- [EXERCISE]:
Copy out the data exactly, leaving the pictures behind.
** start of TASK INPUTS **
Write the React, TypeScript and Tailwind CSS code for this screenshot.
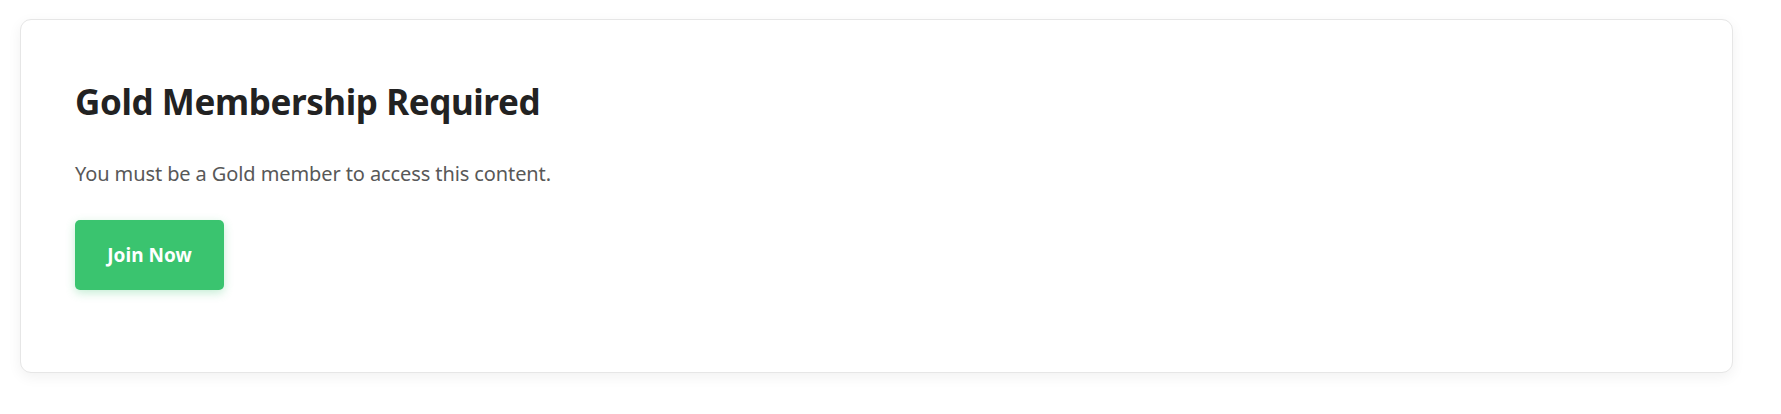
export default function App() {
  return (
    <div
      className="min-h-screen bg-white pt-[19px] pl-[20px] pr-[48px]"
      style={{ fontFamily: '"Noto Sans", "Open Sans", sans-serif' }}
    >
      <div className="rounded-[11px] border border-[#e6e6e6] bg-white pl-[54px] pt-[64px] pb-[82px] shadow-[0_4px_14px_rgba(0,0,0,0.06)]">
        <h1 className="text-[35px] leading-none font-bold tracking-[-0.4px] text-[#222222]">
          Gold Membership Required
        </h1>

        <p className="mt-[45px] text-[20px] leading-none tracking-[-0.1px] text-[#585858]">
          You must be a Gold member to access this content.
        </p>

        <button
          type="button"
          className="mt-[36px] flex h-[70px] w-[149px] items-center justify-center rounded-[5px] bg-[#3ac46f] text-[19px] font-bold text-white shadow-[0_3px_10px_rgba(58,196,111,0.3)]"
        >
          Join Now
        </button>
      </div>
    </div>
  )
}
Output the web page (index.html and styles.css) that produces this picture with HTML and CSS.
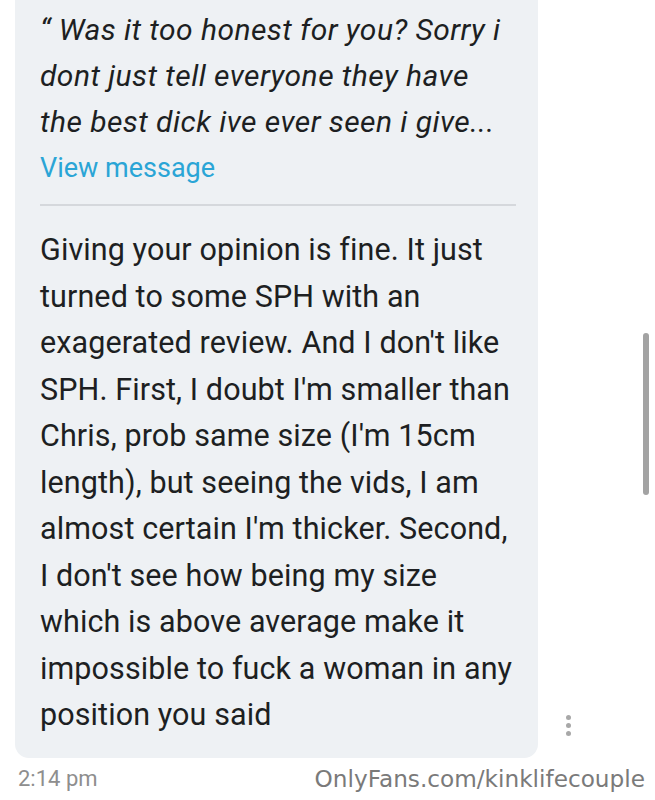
** end of TASK INPUTS **
- [ANSWER TO THE EXERCISE]:
Write the React, TypeScript and Tailwind CSS code for this screenshot.
export default function App() {
  return (
    <div
      className="min-h-screen bg-white pt-[19px] pl-[20px] pr-[48px]"
      style={{ fontFamily: '"Noto Sans", "Open Sans", sans-serif' }}
    >
      <div className="rounded-[11px] border border-[#e6e6e6] bg-white pl-[54px] pt-[64px] pb-[82px] shadow-[0_4px_14px_rgba(0,0,0,0.06)]">
        <h1 className="text-[35px] leading-none font-bold tracking-[-0.4px] text-[#222222]">
          Gold Membership Required
        </h1>

        <p className="mt-[45px] text-[20px] leading-none tracking-[-0.1px] text-[#585858]">
          You must be a Gold member to access this content.
        </p>

        <button
          type="button"
          className="mt-[36px] flex h-[70px] w-[149px] items-center justify-center rounded-[5px] bg-[#3ac46f] text-[19px] font-bold text-white shadow-[0_3px_10px_rgba(58,196,111,0.3)]"
        >
          Join Now
        </button>
      </div>
    </div>
  )
}
Output the web page (index.html and styles.css) that produces this picture with HTML and CSS.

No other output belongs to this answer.